Ah, masa bodoh. Pemuda itu juga mahasiswa baru. Kelihatan dari jas almamater, kemeja putih, dasi hitam, dan celana panjang hitamnya. Alias, seragam mengerikan yang membuat Aura merasa menua sepuluh tahun dalam sekejap. Hancur reputasi di depan pemuda tampan pada hari pertama kuliah sungguh tidak ada dalam agenda kehidupan kampusnya. Apalagi penampilannya sedang kusut berhias keringat dan debu jalanan, ditambah bau matahari setelah dua jam dijemur di lapangan sembari mendengarkan penataran.

"Anu, bukan .... Tolong tanya, gedung FG di mana, ya?"

Aura menelan ludah dan menundukkan kepala, bersiap mendengar tawa membahana dari bibir sang taruna. Namun, dua tiga detik ia tunggu, tawa itu tak kunjung terdengar. Malahan, pemuda itu tersenyum hangat dan mengedikkan kepala, meminta Aura mengikutinya. Diam-diam, gadis itu melirik name tag yang dikalungkan di lehernya.

Aidan Devandra. Nama yang bagus.

"Sini, aku antar!" ajak Aidan.

Aura mengangguk. Berdua mereka berjalan. Bukan perjalanan singkat yang mereka tempuh. Kampus-kampus Universitas Angkasa tersebar di antara tanah kosong seluas puluhan hektar. Di sana sini pohon dan semak menjulang. Jam di pergelangan tangan Aura terus berdetik. Ia sudah sangat terlambat, tetapi gedung FG belum kelihatan. Dengan jauhnya jarak yang sudah mereka tempuh, ia yakin Aidan juga akan ikut terlambat kembali ke fakultas hukum bila terus mengantarnya sampai tujuan.

"Anu, Aidan, apa kamu nggak mau balik saja? Tunjukkan saja arahnya, aku bisa sendiri, kok. Daripada nanti kamu terlambat balik, terus dihukum sama kating." Dengan canggung Aura menarik ujung lengan jas almamater Aidan supaya pemuda itu berhenti. "Makasih banyak atas bantuannya, ya."

"Nggak papa, toh aku juga— Eh?" Tiba-tiba, Aidan menoleh ke atas sambil menengadahkan telapak tangan. Aura ikut-ikutan menengadah. Sedetik kemudian, keduanya berlarian sambil berteriak keras. Mendung yang sedari tadi tidak mereka perhatikan—karena hujan biasanya absen sepanjang bulan Agustus—akhirnya bosan diabaikan. Ia curahkan seluruh tirta yang ia kandung hingga membasahi sepasang muda-mudi itu.
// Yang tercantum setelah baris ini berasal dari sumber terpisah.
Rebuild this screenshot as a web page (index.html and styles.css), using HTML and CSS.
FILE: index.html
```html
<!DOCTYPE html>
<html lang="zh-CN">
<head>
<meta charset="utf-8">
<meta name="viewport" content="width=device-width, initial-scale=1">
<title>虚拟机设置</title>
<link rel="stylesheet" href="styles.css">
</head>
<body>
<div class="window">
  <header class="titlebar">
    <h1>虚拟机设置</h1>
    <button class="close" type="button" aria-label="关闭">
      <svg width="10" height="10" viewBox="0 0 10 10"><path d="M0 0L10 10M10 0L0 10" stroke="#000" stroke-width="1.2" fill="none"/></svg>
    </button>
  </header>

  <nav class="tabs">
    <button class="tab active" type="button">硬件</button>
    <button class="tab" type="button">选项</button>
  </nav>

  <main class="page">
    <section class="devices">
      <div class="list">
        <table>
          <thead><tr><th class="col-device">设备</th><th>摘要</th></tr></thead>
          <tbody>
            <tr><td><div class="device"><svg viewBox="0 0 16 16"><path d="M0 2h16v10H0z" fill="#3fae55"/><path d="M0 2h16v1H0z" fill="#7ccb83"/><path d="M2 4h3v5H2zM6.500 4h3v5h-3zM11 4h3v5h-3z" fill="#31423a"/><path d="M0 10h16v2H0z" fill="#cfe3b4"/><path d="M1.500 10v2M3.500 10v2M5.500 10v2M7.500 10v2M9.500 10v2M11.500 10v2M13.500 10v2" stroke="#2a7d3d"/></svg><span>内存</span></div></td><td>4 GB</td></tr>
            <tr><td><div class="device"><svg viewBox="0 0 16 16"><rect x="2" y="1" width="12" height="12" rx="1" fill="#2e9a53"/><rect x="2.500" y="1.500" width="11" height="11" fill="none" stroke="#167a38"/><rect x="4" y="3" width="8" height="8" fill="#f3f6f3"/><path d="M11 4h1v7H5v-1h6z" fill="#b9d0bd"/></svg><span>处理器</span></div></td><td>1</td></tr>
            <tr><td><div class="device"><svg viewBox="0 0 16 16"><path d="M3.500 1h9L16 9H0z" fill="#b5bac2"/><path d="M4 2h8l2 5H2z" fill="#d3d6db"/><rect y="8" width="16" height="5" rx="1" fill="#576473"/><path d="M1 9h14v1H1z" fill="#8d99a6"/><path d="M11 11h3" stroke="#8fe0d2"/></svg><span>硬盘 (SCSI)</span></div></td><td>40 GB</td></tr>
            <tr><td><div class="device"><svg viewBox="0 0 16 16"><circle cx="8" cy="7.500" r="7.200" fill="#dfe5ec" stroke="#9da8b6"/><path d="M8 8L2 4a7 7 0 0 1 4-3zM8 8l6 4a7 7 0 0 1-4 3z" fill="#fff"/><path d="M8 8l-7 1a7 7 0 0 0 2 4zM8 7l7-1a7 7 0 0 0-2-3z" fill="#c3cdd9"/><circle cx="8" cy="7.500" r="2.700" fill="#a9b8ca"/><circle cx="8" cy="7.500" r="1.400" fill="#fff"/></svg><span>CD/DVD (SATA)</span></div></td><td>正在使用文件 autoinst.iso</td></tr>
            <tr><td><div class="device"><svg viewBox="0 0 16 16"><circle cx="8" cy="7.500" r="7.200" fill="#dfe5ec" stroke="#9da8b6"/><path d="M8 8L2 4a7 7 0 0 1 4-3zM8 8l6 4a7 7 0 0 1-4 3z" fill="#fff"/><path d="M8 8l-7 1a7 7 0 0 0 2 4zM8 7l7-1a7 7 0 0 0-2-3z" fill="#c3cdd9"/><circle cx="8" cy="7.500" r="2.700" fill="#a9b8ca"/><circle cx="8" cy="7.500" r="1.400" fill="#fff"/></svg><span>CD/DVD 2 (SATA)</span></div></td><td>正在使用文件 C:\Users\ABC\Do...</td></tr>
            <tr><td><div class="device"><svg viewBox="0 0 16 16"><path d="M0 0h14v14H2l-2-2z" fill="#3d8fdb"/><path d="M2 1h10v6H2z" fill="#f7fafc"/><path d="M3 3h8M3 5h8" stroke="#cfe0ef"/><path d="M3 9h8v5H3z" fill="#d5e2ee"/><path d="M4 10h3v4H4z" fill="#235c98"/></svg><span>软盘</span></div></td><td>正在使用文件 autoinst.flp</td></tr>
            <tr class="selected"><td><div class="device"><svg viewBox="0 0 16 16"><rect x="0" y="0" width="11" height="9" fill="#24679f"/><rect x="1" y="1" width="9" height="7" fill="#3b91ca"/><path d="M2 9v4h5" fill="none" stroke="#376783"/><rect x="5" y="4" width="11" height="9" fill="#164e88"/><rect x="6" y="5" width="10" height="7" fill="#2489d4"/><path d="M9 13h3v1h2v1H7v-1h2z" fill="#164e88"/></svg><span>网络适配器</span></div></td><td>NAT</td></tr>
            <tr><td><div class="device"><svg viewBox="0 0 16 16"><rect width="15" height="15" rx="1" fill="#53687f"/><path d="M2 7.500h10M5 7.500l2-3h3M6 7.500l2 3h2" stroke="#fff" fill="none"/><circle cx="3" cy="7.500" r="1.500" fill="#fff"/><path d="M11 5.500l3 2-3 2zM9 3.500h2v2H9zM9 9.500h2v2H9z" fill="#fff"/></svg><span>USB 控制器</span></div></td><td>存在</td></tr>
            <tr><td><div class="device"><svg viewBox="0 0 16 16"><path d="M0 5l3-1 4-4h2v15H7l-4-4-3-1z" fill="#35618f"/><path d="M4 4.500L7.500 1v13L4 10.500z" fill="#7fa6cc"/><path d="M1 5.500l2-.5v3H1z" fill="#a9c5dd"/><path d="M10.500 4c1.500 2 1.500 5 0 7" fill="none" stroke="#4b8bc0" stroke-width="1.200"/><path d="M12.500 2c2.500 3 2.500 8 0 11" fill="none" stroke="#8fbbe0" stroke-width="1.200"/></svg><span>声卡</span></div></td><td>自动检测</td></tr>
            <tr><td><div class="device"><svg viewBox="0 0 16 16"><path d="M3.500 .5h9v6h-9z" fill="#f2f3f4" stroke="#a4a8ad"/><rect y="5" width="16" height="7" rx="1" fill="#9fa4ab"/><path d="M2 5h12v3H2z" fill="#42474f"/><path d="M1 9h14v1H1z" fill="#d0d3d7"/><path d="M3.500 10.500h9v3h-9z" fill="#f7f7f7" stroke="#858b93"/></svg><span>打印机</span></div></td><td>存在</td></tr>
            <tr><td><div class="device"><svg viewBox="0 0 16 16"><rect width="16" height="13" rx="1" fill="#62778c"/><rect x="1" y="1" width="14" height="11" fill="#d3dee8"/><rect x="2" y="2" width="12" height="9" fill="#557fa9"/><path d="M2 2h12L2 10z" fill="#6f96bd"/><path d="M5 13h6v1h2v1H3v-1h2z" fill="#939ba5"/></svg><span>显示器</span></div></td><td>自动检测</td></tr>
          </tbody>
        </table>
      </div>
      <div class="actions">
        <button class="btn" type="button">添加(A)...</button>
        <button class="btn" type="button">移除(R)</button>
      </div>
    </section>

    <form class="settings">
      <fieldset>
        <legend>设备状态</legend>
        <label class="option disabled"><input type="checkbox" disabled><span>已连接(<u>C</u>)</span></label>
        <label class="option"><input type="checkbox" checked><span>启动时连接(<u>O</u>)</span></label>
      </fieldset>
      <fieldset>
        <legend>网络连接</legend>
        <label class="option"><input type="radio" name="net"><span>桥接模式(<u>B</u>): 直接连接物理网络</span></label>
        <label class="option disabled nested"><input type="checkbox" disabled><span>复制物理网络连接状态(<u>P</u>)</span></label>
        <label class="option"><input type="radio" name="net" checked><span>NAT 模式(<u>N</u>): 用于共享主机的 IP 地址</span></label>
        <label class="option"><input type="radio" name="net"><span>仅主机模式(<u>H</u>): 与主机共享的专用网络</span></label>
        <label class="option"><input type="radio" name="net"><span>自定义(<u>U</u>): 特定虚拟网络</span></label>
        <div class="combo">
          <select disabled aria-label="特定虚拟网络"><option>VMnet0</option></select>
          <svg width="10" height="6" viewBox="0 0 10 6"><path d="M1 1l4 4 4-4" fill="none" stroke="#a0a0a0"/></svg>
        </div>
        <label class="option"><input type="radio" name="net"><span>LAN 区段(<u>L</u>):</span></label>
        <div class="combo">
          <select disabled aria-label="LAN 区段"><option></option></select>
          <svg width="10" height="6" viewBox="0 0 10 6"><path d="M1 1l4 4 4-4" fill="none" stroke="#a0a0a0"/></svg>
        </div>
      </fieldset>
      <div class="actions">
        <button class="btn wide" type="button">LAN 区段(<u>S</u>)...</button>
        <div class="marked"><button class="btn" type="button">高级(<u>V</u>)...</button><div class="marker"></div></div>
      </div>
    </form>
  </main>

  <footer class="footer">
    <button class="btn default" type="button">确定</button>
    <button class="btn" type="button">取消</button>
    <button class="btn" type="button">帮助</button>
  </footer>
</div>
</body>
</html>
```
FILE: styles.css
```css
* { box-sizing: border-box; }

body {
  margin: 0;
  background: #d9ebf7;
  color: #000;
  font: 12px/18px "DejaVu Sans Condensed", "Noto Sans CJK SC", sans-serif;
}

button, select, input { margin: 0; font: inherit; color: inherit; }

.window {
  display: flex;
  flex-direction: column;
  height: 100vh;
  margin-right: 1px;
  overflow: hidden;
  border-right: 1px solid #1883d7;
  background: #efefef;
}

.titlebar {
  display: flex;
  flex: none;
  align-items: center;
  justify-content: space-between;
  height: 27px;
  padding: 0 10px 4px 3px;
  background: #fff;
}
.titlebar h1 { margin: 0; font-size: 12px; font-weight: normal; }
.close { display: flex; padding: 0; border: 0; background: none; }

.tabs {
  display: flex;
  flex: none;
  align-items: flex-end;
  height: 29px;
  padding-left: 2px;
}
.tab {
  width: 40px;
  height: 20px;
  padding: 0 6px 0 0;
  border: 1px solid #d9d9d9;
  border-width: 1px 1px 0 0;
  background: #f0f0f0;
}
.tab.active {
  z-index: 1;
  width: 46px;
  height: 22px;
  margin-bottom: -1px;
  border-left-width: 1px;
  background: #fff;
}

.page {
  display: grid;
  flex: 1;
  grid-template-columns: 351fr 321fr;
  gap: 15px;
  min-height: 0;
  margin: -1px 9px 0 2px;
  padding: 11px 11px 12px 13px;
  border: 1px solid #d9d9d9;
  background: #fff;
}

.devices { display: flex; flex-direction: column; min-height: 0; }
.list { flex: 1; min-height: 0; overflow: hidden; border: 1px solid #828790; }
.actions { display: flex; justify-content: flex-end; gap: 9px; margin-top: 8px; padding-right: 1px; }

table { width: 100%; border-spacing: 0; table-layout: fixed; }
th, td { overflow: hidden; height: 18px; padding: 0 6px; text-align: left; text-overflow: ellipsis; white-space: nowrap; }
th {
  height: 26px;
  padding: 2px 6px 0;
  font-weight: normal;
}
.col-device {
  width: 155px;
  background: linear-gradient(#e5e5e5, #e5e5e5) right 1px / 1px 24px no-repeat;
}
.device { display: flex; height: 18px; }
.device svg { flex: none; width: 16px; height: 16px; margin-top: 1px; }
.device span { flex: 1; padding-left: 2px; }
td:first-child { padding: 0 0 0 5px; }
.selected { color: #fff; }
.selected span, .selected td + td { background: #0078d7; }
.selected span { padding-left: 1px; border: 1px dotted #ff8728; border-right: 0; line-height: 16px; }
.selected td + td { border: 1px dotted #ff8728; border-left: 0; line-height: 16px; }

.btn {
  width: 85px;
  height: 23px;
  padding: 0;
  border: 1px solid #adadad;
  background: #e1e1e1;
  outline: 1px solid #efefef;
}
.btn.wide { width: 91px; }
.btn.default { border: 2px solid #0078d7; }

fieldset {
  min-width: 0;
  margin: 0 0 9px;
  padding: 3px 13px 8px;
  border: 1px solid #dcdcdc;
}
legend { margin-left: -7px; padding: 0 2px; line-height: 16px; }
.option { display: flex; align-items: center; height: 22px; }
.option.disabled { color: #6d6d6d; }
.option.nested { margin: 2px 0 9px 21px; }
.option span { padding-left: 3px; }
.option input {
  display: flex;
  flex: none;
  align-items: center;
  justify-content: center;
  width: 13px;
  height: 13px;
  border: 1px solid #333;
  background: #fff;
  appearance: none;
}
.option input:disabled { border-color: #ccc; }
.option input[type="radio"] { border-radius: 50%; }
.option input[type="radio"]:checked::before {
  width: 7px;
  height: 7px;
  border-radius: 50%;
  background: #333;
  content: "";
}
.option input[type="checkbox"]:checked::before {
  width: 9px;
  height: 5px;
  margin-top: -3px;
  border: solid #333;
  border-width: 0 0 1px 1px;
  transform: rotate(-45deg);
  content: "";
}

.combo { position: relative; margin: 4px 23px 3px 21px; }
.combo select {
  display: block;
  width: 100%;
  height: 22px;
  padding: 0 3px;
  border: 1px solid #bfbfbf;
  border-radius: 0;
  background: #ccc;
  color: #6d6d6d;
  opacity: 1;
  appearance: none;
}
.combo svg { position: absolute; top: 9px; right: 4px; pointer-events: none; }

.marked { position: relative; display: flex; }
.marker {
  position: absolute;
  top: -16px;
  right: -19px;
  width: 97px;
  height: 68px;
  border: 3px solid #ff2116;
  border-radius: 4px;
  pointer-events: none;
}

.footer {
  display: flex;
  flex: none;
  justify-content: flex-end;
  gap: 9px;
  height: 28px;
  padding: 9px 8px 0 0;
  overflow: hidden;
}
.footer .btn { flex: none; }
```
Refleks, Aidan menari tangan Aura dan mengajaknya berlari ke arah utara. Plang nama gedung FG mengintip dari balik rimbunnya pohon tanjung. Derap langkah mereka berkecipak di tanah becek. Mereka sampai di tujuan, basah kuyup seperti sepasang tikus got, dihadiahi pelototan para mahasiswa anggota Menwa yang ketiban tanggung jawab menertibkan maba-maba yang bengal, dan tertawa begitu riang seolah mereka telah mencapai surga. Bertahun-tahun setelahnya, mereka masih merayakan dan mengenang kejadian itu sebagai penanda hari pertama mereka bertemu.
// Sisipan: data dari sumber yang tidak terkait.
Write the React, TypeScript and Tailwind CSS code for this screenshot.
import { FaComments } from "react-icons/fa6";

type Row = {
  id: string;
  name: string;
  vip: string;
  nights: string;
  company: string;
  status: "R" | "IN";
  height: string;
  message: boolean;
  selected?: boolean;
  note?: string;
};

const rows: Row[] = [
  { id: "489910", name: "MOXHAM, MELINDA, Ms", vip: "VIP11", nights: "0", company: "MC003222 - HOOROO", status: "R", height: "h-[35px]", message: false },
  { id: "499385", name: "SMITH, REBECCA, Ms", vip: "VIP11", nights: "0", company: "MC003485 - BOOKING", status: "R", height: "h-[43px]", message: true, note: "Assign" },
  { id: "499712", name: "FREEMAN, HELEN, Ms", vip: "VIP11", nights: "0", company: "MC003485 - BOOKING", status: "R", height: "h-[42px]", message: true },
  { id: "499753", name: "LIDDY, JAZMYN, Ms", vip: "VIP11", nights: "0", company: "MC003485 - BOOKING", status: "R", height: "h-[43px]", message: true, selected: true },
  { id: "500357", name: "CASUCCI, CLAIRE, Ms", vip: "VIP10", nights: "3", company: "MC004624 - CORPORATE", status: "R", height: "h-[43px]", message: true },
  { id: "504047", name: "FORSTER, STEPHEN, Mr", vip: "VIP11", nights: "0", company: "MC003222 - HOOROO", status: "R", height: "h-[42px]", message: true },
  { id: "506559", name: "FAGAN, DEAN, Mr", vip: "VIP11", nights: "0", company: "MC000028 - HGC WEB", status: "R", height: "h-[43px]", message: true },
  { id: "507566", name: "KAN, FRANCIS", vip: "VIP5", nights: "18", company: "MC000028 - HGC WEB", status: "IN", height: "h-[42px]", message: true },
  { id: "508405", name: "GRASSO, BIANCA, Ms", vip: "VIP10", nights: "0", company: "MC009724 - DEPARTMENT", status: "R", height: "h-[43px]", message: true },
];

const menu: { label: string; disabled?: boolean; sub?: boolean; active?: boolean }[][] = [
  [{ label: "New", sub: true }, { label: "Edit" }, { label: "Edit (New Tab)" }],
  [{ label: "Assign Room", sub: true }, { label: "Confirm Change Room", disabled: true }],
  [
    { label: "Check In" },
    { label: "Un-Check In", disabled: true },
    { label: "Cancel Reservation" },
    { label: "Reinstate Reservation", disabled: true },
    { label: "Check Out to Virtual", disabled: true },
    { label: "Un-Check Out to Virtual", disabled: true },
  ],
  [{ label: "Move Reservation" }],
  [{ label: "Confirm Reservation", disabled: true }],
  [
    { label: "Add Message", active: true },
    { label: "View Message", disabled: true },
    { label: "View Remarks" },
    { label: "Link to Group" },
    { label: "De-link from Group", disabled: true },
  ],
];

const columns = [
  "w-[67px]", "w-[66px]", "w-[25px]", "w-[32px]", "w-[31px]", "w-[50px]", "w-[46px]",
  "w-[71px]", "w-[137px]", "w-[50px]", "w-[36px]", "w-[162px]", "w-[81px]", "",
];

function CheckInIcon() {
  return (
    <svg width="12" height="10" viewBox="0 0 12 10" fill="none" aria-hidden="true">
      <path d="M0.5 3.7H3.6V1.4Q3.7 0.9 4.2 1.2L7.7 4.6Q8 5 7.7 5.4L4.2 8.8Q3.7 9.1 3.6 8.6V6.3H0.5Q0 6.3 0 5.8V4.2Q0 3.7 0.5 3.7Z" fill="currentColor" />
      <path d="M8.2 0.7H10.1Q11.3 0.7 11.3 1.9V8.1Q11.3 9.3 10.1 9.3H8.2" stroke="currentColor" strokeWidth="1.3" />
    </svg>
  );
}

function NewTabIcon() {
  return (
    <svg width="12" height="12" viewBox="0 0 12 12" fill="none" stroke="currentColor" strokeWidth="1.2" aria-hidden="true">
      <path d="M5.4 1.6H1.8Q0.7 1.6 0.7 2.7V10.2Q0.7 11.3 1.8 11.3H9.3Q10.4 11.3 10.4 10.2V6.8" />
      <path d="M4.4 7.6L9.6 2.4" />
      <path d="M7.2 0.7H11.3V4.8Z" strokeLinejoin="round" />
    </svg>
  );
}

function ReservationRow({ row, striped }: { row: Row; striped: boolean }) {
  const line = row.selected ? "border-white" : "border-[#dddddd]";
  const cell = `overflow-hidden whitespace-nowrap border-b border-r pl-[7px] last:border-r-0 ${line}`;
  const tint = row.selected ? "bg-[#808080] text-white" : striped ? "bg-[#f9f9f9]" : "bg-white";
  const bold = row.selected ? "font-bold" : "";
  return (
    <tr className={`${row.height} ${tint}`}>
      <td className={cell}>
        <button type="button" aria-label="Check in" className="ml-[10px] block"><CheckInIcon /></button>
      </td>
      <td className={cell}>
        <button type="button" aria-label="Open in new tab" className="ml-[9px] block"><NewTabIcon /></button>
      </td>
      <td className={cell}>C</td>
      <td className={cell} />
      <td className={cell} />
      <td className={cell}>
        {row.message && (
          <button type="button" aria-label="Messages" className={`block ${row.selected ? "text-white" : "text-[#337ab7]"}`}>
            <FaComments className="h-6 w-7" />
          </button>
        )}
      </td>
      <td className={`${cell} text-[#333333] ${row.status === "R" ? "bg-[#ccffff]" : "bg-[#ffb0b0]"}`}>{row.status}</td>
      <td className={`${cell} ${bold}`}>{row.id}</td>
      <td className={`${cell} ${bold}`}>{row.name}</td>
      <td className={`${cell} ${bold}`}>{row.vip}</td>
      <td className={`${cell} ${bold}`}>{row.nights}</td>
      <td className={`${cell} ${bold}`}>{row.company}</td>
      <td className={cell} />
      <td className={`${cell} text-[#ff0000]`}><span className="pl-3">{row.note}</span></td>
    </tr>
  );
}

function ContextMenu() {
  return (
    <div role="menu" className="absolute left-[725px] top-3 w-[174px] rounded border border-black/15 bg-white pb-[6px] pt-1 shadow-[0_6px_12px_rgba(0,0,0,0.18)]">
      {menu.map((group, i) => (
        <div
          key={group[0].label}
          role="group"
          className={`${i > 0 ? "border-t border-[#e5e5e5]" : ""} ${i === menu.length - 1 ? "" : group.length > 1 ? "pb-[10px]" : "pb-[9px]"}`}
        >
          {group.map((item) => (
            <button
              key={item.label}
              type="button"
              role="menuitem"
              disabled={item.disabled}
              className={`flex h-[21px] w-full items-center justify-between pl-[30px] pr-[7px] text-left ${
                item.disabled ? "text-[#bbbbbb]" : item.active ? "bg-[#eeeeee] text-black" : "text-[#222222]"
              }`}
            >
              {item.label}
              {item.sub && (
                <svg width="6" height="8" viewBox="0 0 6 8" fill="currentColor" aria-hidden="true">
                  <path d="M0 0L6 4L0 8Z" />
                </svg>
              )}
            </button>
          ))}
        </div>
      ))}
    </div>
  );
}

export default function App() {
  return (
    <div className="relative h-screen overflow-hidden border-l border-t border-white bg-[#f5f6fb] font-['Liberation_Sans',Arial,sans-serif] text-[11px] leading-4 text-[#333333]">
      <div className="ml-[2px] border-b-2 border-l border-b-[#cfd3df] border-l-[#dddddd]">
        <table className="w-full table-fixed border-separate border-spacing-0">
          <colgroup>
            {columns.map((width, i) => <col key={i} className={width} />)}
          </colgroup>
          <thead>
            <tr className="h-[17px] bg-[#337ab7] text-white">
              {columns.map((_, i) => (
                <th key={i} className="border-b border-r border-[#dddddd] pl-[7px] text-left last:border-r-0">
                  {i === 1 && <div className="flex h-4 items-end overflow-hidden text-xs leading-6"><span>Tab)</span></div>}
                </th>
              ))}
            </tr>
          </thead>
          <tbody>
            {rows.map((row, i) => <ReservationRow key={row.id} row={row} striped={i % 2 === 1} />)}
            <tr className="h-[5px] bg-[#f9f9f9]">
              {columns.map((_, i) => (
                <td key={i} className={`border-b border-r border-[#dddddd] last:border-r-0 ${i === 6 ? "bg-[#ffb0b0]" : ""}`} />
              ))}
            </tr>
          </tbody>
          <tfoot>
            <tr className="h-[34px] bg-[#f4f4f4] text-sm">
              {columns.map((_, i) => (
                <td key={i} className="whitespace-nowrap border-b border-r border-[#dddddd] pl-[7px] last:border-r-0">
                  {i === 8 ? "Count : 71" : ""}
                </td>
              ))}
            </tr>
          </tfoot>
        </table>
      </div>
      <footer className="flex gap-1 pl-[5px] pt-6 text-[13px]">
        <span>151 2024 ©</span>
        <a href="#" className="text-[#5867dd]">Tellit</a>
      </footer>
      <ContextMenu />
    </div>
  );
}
Suatu hari di pertengahan bulan Agustus 2022, hujan datang terlalu cepat. Kedatangannya membuat sepasang manusia berlawanan jenis terlambat mengikuti agenda orientasi, dan menumbangkan keduanya sekaligus karena masuk angin keesokan harinya. Namun, Aura tak pernah menyesali hari di mana ia masuk ke aula FMIPA bagaikan siluman air yang baru keluar dari danau. Ia tak pernah menyesali demam tinggi dan butiran-butiran obat pahit yang harus ia alami keesokan hari, apalagi setelah mendengar bahwa Aidan pun terpaksa bolos karena tak berhenti bersin!

Karena, apakah yang paling indah daripada sebuah pertemuan? Dan, apakah yang paling kelam daripada sebuah perpisahan?